1. Failure to call or secure material witness
Appellant argues that he received ineffective assistance of counsel because his
trial counsel did not subpoena or otherwise secure the attendance of Christy Carter
and other witnesses at the trial. Appellant proffered an affidavit from Carter during
the hearing on his motion for new trial. In the affidavit, Carter stated that Mendoza
had a bad temper, that Mendoza had prevented appellant from leaving the icehouse
by “getting in his face” and yelling at him, and that after someone hit appellant over
the head with a beer bottle, Mendoza stood in front of appellant with a pool cue and
continued yelling at him.
The general rule is that the failure to call witnesses does not constitute
ineffective assistance of counsel without a showing that the witnesses were available
to testify and that their testimony would have benefitted the defendant. King v. State,
649 S.W.2d 42, 44 (Tex. Crim. App. 1983); Melancon v. State, 66 S.W.3d 375, 380-81 (Tex. App.—Houston [14th Dist.] 2002, pet. ref’d).

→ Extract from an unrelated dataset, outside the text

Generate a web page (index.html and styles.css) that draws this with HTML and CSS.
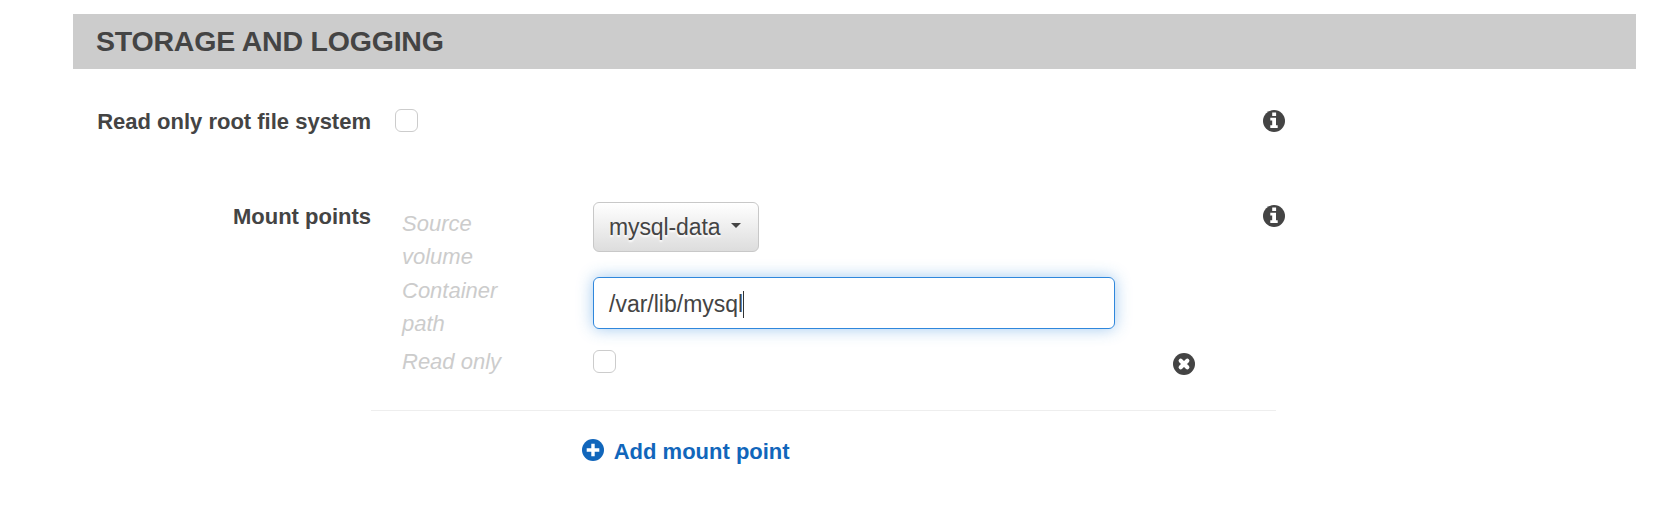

Hernandez, appellant’s lead trial counsel, testified during the hearing on
appellant’s motion for new trial that Carter was located after trial had begun and that
when she was located, he twice requested a recess so he could have her testify.
Villagomez, appellant’s co-counsel, testified to facts indicating that their action in
requesting a recess was merely a ploy and that they did not seriously want to use her
as a witness. Villagomez testified that not only was Carter not necessarily a good
witness as to self-defense, but that her testimony would have presented adverse issues
regarding appellant’s testimony. According to Villagomez’s testimony, appellant’s
trial attorneys did not really want Carter to testify, but, as trial strategy, represented
to the trial court that they wanted to call her as a witness.
Appellant has not shown that Carter’s location was known before trial, or that
her location could have been reasonably obtained before trial. Appellant has failed
to show that Carter’s testimony would have benefitted the defendant.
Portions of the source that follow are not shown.